The image of the altar absorbing Israel's year-long accumulation of sin is a remarkable mirror for the Catholic conscience. Every Mass, celebrated in a church whose altar is itself consecrated by sacred chrism and the relics of martyrs, is the site where the contamination of our weekly, daily failures meets the purifying blood of Christ. This passage invites Catholics to approach the altar — whether as communicants or as those who kneel before the tabernacle — not with casual familiarity but with the reverence of people who know that holy things bear the weight of human sin only because they are sustained by divine mercy.
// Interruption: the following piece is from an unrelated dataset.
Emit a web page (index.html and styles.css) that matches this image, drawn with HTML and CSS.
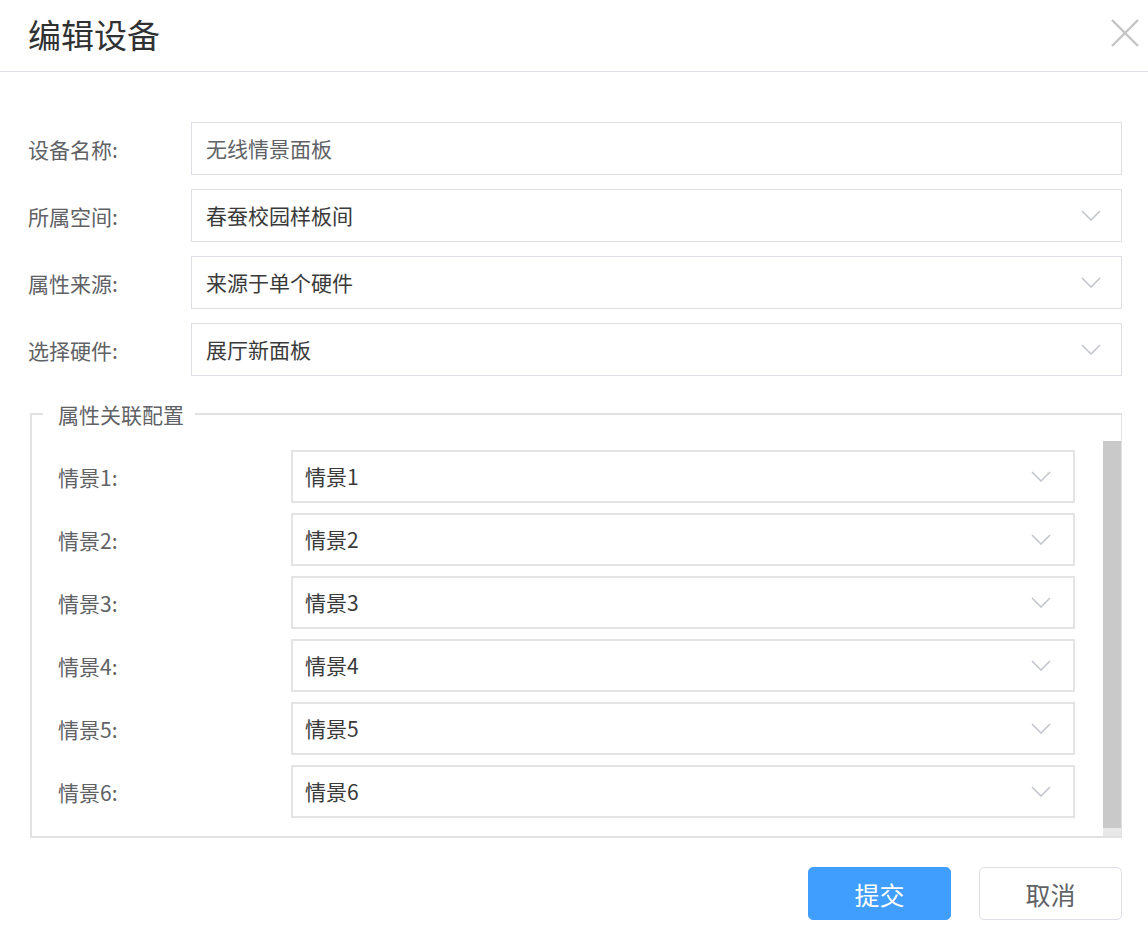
FILE: index.html
```html
<!DOCTYPE html>
<html lang="zh-CN">
<head>
<meta charset="utf-8">
<title>编辑设备</title>
<link rel="stylesheet" href="styles.css">
</head>
<body>
<div class="dialog">
  <div class="header">
    <h1 class="title">编辑设备</h1>
    <button class="close" aria-label="关闭">
      <svg width="28" height="28" viewBox="0 0 28 28"><path d="M1 1L27 27M27 1L1 27" stroke="#c4c4c4" stroke-width="2.4" fill="none"/></svg>
    </button>
  </div>
  <div class="body">
    <div class="row">
      <label class="label">设备名称:</label>
      <div class="input"><span class="value light">无线情景面板</span></div>
    </div>
    <div class="row">
      <label class="label">所属空间:</label>
      <div class="input select"><span class="value">春蚕校园样板间</span><svg class="arrow" width="20" height="11" viewBox="0 0 20 11"><path d="M1 1L10 10L19 1" stroke="#c0c4cc" stroke-width="1.5" fill="none"/></svg></div>
    </div>
    <div class="row">
      <label class="label">属性来源:</label>
      <div class="input select"><span class="value">来源于单个硬件</span><svg class="arrow" width="20" height="11" viewBox="0 0 20 11"><path d="M1 1L10 10L19 1" stroke="#c0c4cc" stroke-width="1.5" fill="none"/></svg></div>
    </div>
    <div class="row">
      <label class="label">选择硬件:</label>
      <div class="input select"><span class="value">展厅新面板</span><svg class="arrow" width="20" height="11" viewBox="0 0 20 11"><path d="M1 1L10 10L19 1" stroke="#c0c4cc" stroke-width="1.5" fill="none"/></svg></div>
    </div>

    <fieldset class="group">
      <legend class="legend">属性关联配置</legend>
      <div class="scroll">
        <div class="scroll-content">
          <div class="irow"><span class="ilabel">情景1:</span><div class="ibox"><span class="value">情景1</span><svg class="arrow" width="20" height="11" viewBox="0 0 20 11"><path d="M1 1L10 10L19 1" stroke="#c0c4cc" stroke-width="1.5" fill="none"/></svg></div></div>
          <div class="irow"><span class="ilabel">情景2:</span><div class="ibox"><span class="value">情景2</span><svg class="arrow" width="20" height="11" viewBox="0 0 20 11"><path d="M1 1L10 10L19 1" stroke="#c0c4cc" stroke-width="1.5" fill="none"/></svg></div></div>
          <div class="irow"><span class="ilabel">情景3:</span><div class="ibox"><span class="value">情景3</span><svg class="arrow" width="20" height="11" viewBox="0 0 20 11"><path d="M1 1L10 10L19 1" stroke="#c0c4cc" stroke-width="1.5" fill="none"/></svg></div></div>
          <div class="irow"><span class="ilabel">情景4:</span><div class="ibox"><span class="value">情景4</span><svg class="arrow" width="20" height="11" viewBox="0 0 20 11"><path d="M1 1L10 10L19 1" stroke="#c0c4cc" stroke-width="1.5" fill="none"/></svg></div></div>
          <div class="irow"><span class="ilabel">情景5:</span><div class="ibox"><span class="value">情景5</span><svg class="arrow" width="20" height="11" viewBox="0 0 20 11"><path d="M1 1L10 10L19 1" stroke="#c0c4cc" stroke-width="1.5" fill="none"/></svg></div></div>
          <div class="irow"><span class="ilabel">情景6:</span><div class="ibox"><span class="value">情景6</span><svg class="arrow" width="20" height="11" viewBox="0 0 20 11"><path d="M1 1L10 10L19 1" stroke="#c0c4cc" stroke-width="1.5" fill="none"/></svg></div></div>
        </div>
        <div class="scrollbar"><div class="thumb"></div></div>
      </div>
    </fieldset>

    <div class="footer">
      <button class="btn primary">提交</button>
      <button class="btn">取消</button>
    </div>
  </div>
</div>
</body>
</html>
```

FILE: styles.css
```css
* { box-sizing: border-box; }
html, body { margin: 0; padding: 0; background: #fff; }
body {
  font-family: "Noto Sans CJK SC", "Noto Sans", sans-serif;
  color: #606266;
  width: 1148px;
  height: 941px;
  overflow: hidden;
}
.header {
  height: 72px;
  border-bottom: 1.5px solid #dcdfe6;
  display: flex;
  align-items: center;
  justify-content: space-between;
  padding: 0 8px 0 28px;
}
.title {
  margin: 0;
  font-size: 33px;
  font-weight: 400;
  color: #303133;
  line-height: 40px;
  margin-top: -4px;
}
.close {
  border: 0;
  background: transparent;
  padding: 0;
  width: 30px;
  height: 30px;
  display: flex;
  align-items: center;
  justify-content: center;
  margin-top: -6px;
}
.body {
  padding: 50px 26px 0 28px;
}
.row {
  display: flex;
  align-items: center;
  height: 53px;
  margin-bottom: 14px;
}
.label {
  width: 163px;
  flex: none;
  font-size: 21px;
  color: #606266;
}
.input {
  flex: 1;
  height: 53px;
  border: 1.5px solid #dcdfe6;
  display: flex;
  align-items: center;
  justify-content: space-between;
  padding: 0 20px 0 14px;
}
.value {
  font-size: 21px;
  color: #3a3a3a;
  line-height: 1;
}
.value.light { color: #606266; }
.arrow { display: block; flex: none; }
.group {
  margin: 23px 0 0 2px;
  padding: 12px 0 0 0;
  border: 2px solid #e2e2e2;
  border-right-width: 1px;
  min-width: 0;
}
.legend {
  font-size: 21px;
  line-height: 30px;
  color: #606266;
  margin-left: 11px;
  padding: 0 11px 0 15px;
}
.scroll {
  display: flex;
  height: 395px;
}
.scroll-content {
  flex: 1;
  min-width: 0;
  overflow: hidden;
  padding: 9px 28px 0 26px;
}
.scrollbar {
  width: 18px;
  flex: none;
  background: #e8e8e8;
  display: flex;
  flex-direction: column;
}
.thumb {
  height: 387px;
  background: #c9c9c9;
}
.irow {
  display: flex;
  align-items: center;
  height: 53px;
  margin-bottom: 10px;
}
.irow:last-child { margin-bottom: 0; }
.ilabel {
  width: 233px;
  flex: none;
  font-size: 21px;
  color: #606266;
}
.ibox {
  flex: 1;
  height: 53px;
  border: 2px solid #e4e4e4;
  display: flex;
  align-items: center;
  justify-content: space-between;
  padding: 0 22px 0 12px;
}
.footer {
  display: flex;
  justify-content: flex-end;
  gap: 28px;
  margin-top: 29px;
}
.btn {
  width: 143px;
  height: 53px;
  border-radius: 5px;
  border: 1.5px solid #dcdfe6;
  background: #fff;
  color: #606266;
  font-family: "Noto Sans CJK SC", "Noto Sans", sans-serif;
  font-size: 25px;
  padding: 0;
}
.btn.primary {
  background: #409eff;
  border-color: #409eff;
  color: #fff;
}
```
Practically, Leviticus 16:18–19 speaks to the theology of Confession. The seven-fold sprinkling that moves from defilement to holiness is realized concretely in the sacrament of Penance, where Christ's atoning blood is applied to the individual conscience. Catholics tempted to minimize regular Confession — thinking their sins "not serious enough" — might reflect that even the altar, the holiest instrument of Israel's worship, required annual blood-purification. No sacred thing in a sinful world stands immune from contamination; and no contaminated thing is beyond the reach of the blood that the High Priest has carried into the true sanctuary once and for all (Heb 9:12).
Typological Sense
The Fathers read this rite as a figure of Christ's priestly passion. Origen (Homilies on Leviticus, IX) notes that the high priest moves from the inner sanctuary outward, just as Christ, having accomplished the inner work of his divine will, "went out" to Calvary. The mingled blood of bull and goat — priest and people — is a type of Christ who is both priest and victim, and who represents all humanity before the Father. The horns of the altar, anointed with blood, prefigure the cross itself, whose four arms reach in all directions — a cosmic altar. The seven-fold sprinkling anticipates the fullness (seven = completeness) of the Spirit's sanctifying work poured out through the blood of the New Covenant.